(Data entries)
▼
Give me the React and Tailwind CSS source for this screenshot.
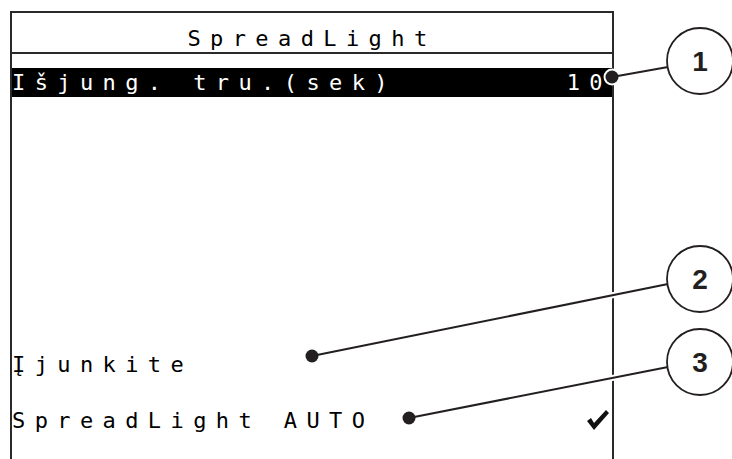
const mono = { fontFamily: '"DejaVu Sans Mono", "Liberation Mono", monospace' };

function Callouts() {
  const ink = "#231f20";
  const leaders = [
    { x1: 612, y1: 77, x2: 668, y2: 67 },
    { x1: 312, y1: 356, x2: 668, y2: 284 },
    { x1: 409, y1: 418, x2: 668, y2: 367 },
  ];
  const circles = [
    { cx: 700, cy: 61, n: "1" },
    { cx: 700, cy: 279, n: "2" },
    { cx: 700, cy: 362, n: "3" },
  ];
  return (
    <svg className="absolute inset-0 pointer-events-none" width="732" height="459" viewBox="0 0 732 459">
      {leaders.map((l, i) => (
        <g key={i}>
          <line x1={l.x1} y1={l.y1} x2={l.x2} y2={l.y2} stroke="#fff" strokeWidth="6" />
          <circle cx={l.x1} cy={l.y1} r="8.5" fill="#fff" />
          <line x1={l.x1} y1={l.y1} x2={l.x2} y2={l.y2} stroke={ink} strokeWidth="2" />
          <circle cx={l.x1} cy={l.y1} r="6.5" fill={ink} />
        </g>
      ))}
      {circles.map((c) => (
        <g key={c.n}>
          <circle cx={c.cx} cy={c.cy} r="33" fill="#fff" stroke={ink} strokeWidth="1.8" />
          <text
            x={c.cx}
            y={c.cy + 10}
            textAnchor="middle"
            fontFamily='"Liberation Sans", Arial, sans-serif'
            fontWeight="700"
            fontSize="28"
            fill={ink}
          >
            {c.n}
          </text>
        </g>
      ))}
    </svg>
  );
}

function Check() {
  return (
    <svg width="24" height="24" viewBox="0 0 24 24" className="shrink-0">
      <polygon points="1,12 5,9 8,14 20,1 23,4 8,21" fill="#111" />
    </svg>
  );
}

export default function App() {
  return (
    <div className="relative w-[732px] h-[459px] bg-white overflow-hidden text-black" style={mono}>
      <div className="ml-[10px] mt-[11px] w-[604px] h-[448px] border-2 border-b-0 border-[#2a2a2a] flex flex-col">
        <div className="h-[39px] flex items-end justify-center border-b-2 border-[#2a2a2a] box-content">
          <span className="text-[22px] leading-[26px] tracking-[9.4px]">SpreadLight</span>
        </div>
        <div className="mt-[14px] h-[29px] bg-black text-white flex justify-between items-center text-[22px] leading-[29px] tracking-[9.4px]">
          <span>Išjung. tru.(sek)</span>
          <span>10</span>
        </div>
        <div className="mt-[253px] h-[29px] text-[22px] leading-[29px] tracking-[9.4px]">Įjunkite</div>
        <div className="mt-[27px] h-[29px] flex items-center justify-between pr-[2px] text-[22px] leading-[29px] tracking-[9.4px]">
          <span>SpreadLight AUTO</span>
          <Check />
        </div>
      </div>
      <Callouts />
    </div>
  );
}
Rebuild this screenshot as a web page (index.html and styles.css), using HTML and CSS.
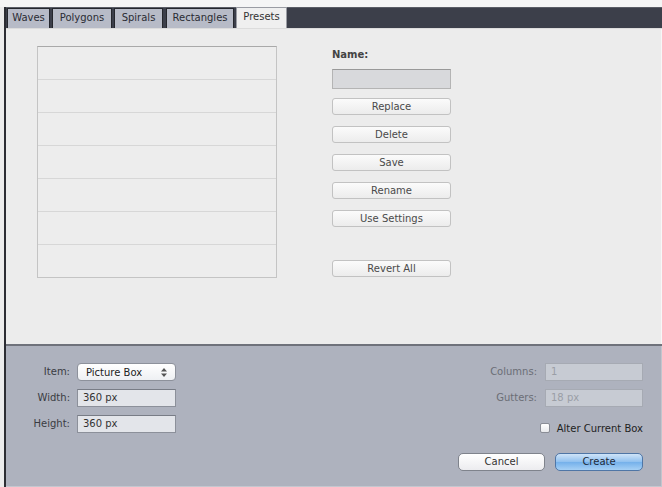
FILE: index.html
```html
<!DOCTYPE html>
<html>
<head>
<meta charset="utf-8">
<link rel="stylesheet" href="styles.css">
</head>
<body>
<div class="screen">
  <div class="topstrip"></div>
  <div class="window">
    <div class="tabbar">
      <div class="tab t-waves">Waves</div>
      <div class="tab t-poly">Polygons</div>
      <div class="tab t-spir">Spirals</div>
      <div class="tab t-rect">Rectangles</div>
      <div class="tab t-pres active">Presets</div>
    </div>
    <div class="content">
      <div class="list">
        <div class="row"></div>
        <div class="row"></div>
        <div class="row"></div>
        <div class="row"></div>
        <div class="row"></div>
        <div class="row"></div>
        <div class="row"></div>
      </div>
      <div class="side">
        <div class="name-label">Name:</div>
        <div class="name-field"></div>
        <div class="btn first">Replace</div>
        <div class="btn">Delete</div>
        <div class="btn">Save</div>
        <div class="btn">Rename</div>
        <div class="btn">Use Settings</div>
        <div class="btn revert">Revert All</div>
      </div>
    </div>
    <div class="bottom">
      <div class="left-form">
        <span class="lbl">Item:</span>
        <div class="select">
          <span>Picture Box</span>
          <svg class="arrows" width="6" height="9" viewBox="0 0 6 9"><path d="M3 0 L6 3.5 L0 3.5 Z M3 9 L6 5.5 L0 5.5 Z" fill="#555"/></svg>
        </div>
        <span class="lbl">Width:</span>
        <div class="field">360 px</div>
        <span class="lbl">Height:</span>
        <div class="field">360 px</div>
      </div>
      <div class="right-form">
        <div class="frow"><span class="lbl dis">Columns:</span><div class="field dis">1</div></div>
        <div class="frow"><span class="lbl dis">Gutters:</span><div class="field dis">18 px</div></div>
        <div class="check"><span class="box"></span><span>Alter Current Box</span></div>
        <div class="actions">
          <div class="pbtn cancel">Cancel</div>
          <div class="pbtn create">Create</div>
        </div>
      </div>
    </div>
  </div>
</div>
</body>
</html>
```
FILE: styles.css
```css
* { box-sizing: border-box; }
html, body { margin: 0; padding: 0; background: #f3f3f3; }
.screen {
  width: 662px; height: 487px; overflow: hidden;
  display: flex; flex-direction: column;
  font-family: "DejaVu Sans", "Noto Sans", sans-serif;
  font-size: 10px; color: #333;
  background: #ececec;
}
.topstrip { height: 7px; background: #f5f5f5; flex: none; }
.window {
  flex: 1; display: flex; flex-direction: column;
  margin-left: 4px; border-left: 2px solid #2c2d33;
}
.tabbar {
  height: 21px; flex: none; background: #3c3f4a;
  border-top: 1px solid #5a5d66;
  display: flex; align-items: flex-end; gap: 2px; padding-left: 1px;
}
.tab {
  height: 20px; line-height: 18px; padding: 0 4px;
  background: #b7bbc7; border: 1px solid #25272d; border-bottom: none;
  color: #2a2c33; font-size: 10px; text-align: center;
}
.t-waves { width: 43px; }
.t-poly { width: 60px; }
.t-spir { width: 49px; }
.t-rect { width: 68px; margin-left: 1px; }
.t-pres { width: 51px; }
.tab.active { background: #efefef; color: #333; border-color: #9a9ca3; height: 21px; }
.content {
  height: 316px; flex: none; background: #ececec;
  border-top: 1px solid #dcdcdc;
  display: flex; padding: 17px 0 0 31px; gap: 55px;
  box-shadow: inset -5px 0 0 -4px #f7f7f7;
}
.list {
  width: 240px; height: 232px;
  border: 1px solid #c4c4c4; border-top-color: #a9a9a9;
  background: #ededed;
}
.row { height: 33px; border-bottom: 1px solid #d7d7d7; }
.row:last-child { border-bottom: none; }
.side { width: 119px; display: flex; flex-direction: column; padding-top: 2px; }
.name-label { height: 13px; line-height: 13px; font-weight: bold; color: #444; font-size: 10px; }
.name-field {
  margin-top: 8px; height: 20px;
  background: #d8d9dc; border: 1px solid #b4b4b4; border-top-color: #999;
}
.btn {
  margin-top: 11px; height: 17px; line-height: 15px; text-align: center;
  background: linear-gradient(#fbfbfb, #ececec);
  border: 1px solid #c2c2c2; border-radius: 3px; color: #4a4a4a;
}
.btn.first { margin-top: 9px; }
.btn.revert { margin-top: 33px; }
.bottom {
  flex: 1; background: #aeb2be;
  border-top: 2px solid #6f727b;
  display: flex; justify-content: space-between;
  padding: 17px 19px 0 0;
  box-shadow: inset 0 -5px 0 -4px #c4c7cf, inset -5px 0 0 -4px #c2c5cd;
}
.left-form {
  display: grid; grid-template-columns: 64px 99px;
  column-gap: 7px; row-gap: 8px; align-content: start; align-items: center;
}
.lbl { text-align: right; color: #3a3c42; height: 18px; line-height: 18px; }
.lbl.dis { color: #6b6e76; }
.field {
  height: 18px; line-height: 16px; padding-left: 5px;
  background: #e3e5ea; border: 1px solid #8c909a; border-top-color: #787c86;
  color: #333;
}
.field.dis { background: #c7cbd3; border-color: #a6aab3; color: #9a9ea6; width: 98px; }
.select {
  height: 18px; display: flex; align-items: center; justify-content: space-between;
  padding: 0 8px 0 8px;
  background: linear-gradient(#ffffff, #eef0f3);
  border: 1px solid #8d919b; border-radius: 4px; color: #222;
}
.arrows { display: block; }
.right-form { display: flex; flex-direction: column; align-items: flex-end; }
.frow { display: flex; gap: 8px; margin-bottom: 8px; }
.check {
  display: flex; align-items: center; gap: 7px; margin-top: 6px;
  height: 14px; color: #222;
}
.box {
  width: 10px; height: 10px; background: linear-gradient(#ffffff, #e8e9ec);
  border: 1px solid #8a8d96; border-radius: 2px;
}
.actions { display: flex; gap: 10px; margin-top: 18px; }
.pbtn {
  height: 18px; line-height: 16px; text-align: center; border-radius: 5px;
}
.cancel {
  width: 87px; background: linear-gradient(#ffffff, #ececef);
  border: 1px solid #7f838c; color: #333;
}
.create {
  width: 88px; background: linear-gradient(#cfe4f8, #8fc0ef 50%, #74b0ea 51%, #a6d0f5);
  border: 1px solid #4f76a6; color: #1d2a3a;
}
```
▲
EXERCISE DESCRIPTION: In the records above, locate each line with the word "styles". Copy all such lines.

EXERCISE SOLUTION:
Rebuild this screenshot as a web page (index.html and styles.css), using HTML and CSS.
<link rel="stylesheet" href="styles.css">
FILE: styles.css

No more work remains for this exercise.